How to Measure Lead Generation: Tips and Analysis Performance
Editor’s Note: This post was originally published in November of 2023 and has been updated in March 2025 for accuracy and comprehensiveness.
Lead generation is a core function of almost any successful business.
Sustainable business growth depends on acquiring and retaining new customers. But to get customers, you first need leads.
Lead generation is all about identifying your ideal customer avatar, developing marketing campaigns to target these prospects, and then guiding them through your sales funnel to a purchasing decision.
But to maximize your ability to attract high-quality leads, you need to pay close attention to the performance of your lead generation campaign.
In this post, we’ll discuss the most important KPIs (key performance indicators) for measuring the effectiveness of your lead generation campaigns.

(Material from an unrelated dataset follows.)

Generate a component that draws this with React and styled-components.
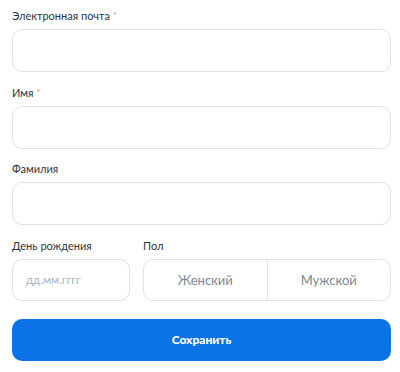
import React from "react";
import styled, { createGlobalStyle } from "styled-components";

const GlobalStyle = createGlobalStyle`
  body {
    margin: 0;
    background: #ffffff;
    font-family: "Lato", "Inter", sans-serif;
  }
`;

const Form = styled.form`
  display: flex;
  flex-direction: column;
  gap: 13.5px;
  padding: 9px 9px 0 12px;
`;

const Field = styled.div`
  display: flex;
  flex-direction: column;
  gap: 6px;
`;

const Label = styled.label`
  font-size: 11px;
  line-height: 14px;
  color: #30343a;
  height: 14px;
`;

const Required = styled.span`
  color: #f08a8a;
  font-size: 9px;
  vertical-align: top;
  margin-left: 3px;
`;

const Input = styled.input`
  box-sizing: border-box;
  height: ${({ $h }) => $h || 43}px;
  width: 100%;
  border: 1px solid #dde1e6;
  border-radius: 10px;
  padding: 0 13px;
  font-family: inherit;
  font-size: 11.5px;
  outline: none;
  &::placeholder {
    color: #a8b3c6;
  }
`;

const Row = styled.div`
  display: grid;
  grid-template-columns: 118px 1fr;
  gap: 13px;
`;

const Segments = styled.div`
  display: flex;
  height: 42px;
  border: 1px solid #dde1e6;
  border-radius: 10px;
  box-sizing: border-box;
  overflow: hidden;
`;

const Segment = styled.button`
  flex: 1;
  border: none;
  background: transparent;
  font-family: inherit;
  font-size: 13px;
  color: #7d8694;
  & + & {
    border-left: 1px solid #dde1e6;
  }
`;

const Submit = styled.button`
  margin-top: 4.5px;
  height: 42px;
  border: none;
  border-radius: 10px;
  background: #0a74e6;
  color: #ffffff;
  font-family: inherit;
  font-weight: 900;
  font-size: 12px;
`;

export default function App() {
  return (
    <>
      <GlobalStyle />
      <Form onSubmit={(e) => e.preventDefault()}>
        <Field>
          <Label>
            Электронная почта<Required>*</Required>
          </Label>
          <Input type="email" />
        </Field>
        <Field>
          <Label>
            Имя<Required>*</Required>
          </Label>
          <Input />
        </Field>
        <Field>
          <Label>Фамилия</Label>
          <Input />
        </Field>
        <Row>
          <Field>
            <Label>День рождения</Label>
            <Input placeholder="дд.мм.гггг" $h={42} />
          </Field>
          <Field>
            <Label>Пол</Label>
            <Segments>
              <Segment type="button">Женский</Segment>
              <Segment type="button">Мужской</Segment>
            </Segments>
          </Field>
        </Row>
        <Submit type="submit">Сохранить</Submit>
      </Form>
    </>
  );
}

These will help you identify inefficiencies and double-down on strategies that are delivering the best results.
But first, why exactly does measuring lead generation performance matter?
Understanding Lead Generation
What is Lead Generation and Why is it Important?
Lead generation is the process of attracting and converting strangers into potential customers, or leads, who have shown interest in a product or service. It is a crucial aspect of any business’s marketing efforts, as it enables companies to build a pipeline of potential customers and ultimately drive revenue growth. Lead generation is important because it allows businesses to target specific audiences, build brand awareness, and establish thought leadership in their industry.
Lead generation is the lifeblood of a thriving business. By identifying and engaging with individuals who are likely to be interested in your offerings, you can create a steady stream of prospects who are primed for conversion. This not only boosts your sales but also enhances your brand’s visibility and credibility in the market. Effective lead generation strategies ensure that your marketing efforts are focused on the right people, maximizing the return on your investment and paving the way for sustained business growth.
Benefits of Measuring Lead Generation Efforts
Measuring lead generation efforts is essential to understanding the effectiveness of marketing campaigns and identifying areas for improvement. By tracking lead generation metrics, businesses can gain valuable insights into their target audience, optimize their marketing strategies, and ultimately drive more conversions and revenue. Some of the key benefits of measuring lead generation efforts include:
- Improved Marketing ROI: By tracking lead generation metrics, businesses can see which marketing channels and campaigns are driving the most leads and adjust their budget accordingly. This ensures that resources are allocated to the most effective strategies, enhancing overall marketing efficiency.
- Enhanced Customer Insights: Lead generation metrics provide valuable insights into customer behavior and preferences, enabling businesses to tailor their marketing efforts to their target audience. Understanding what resonates with your audience allows for more personalized and impactful marketing campaigns.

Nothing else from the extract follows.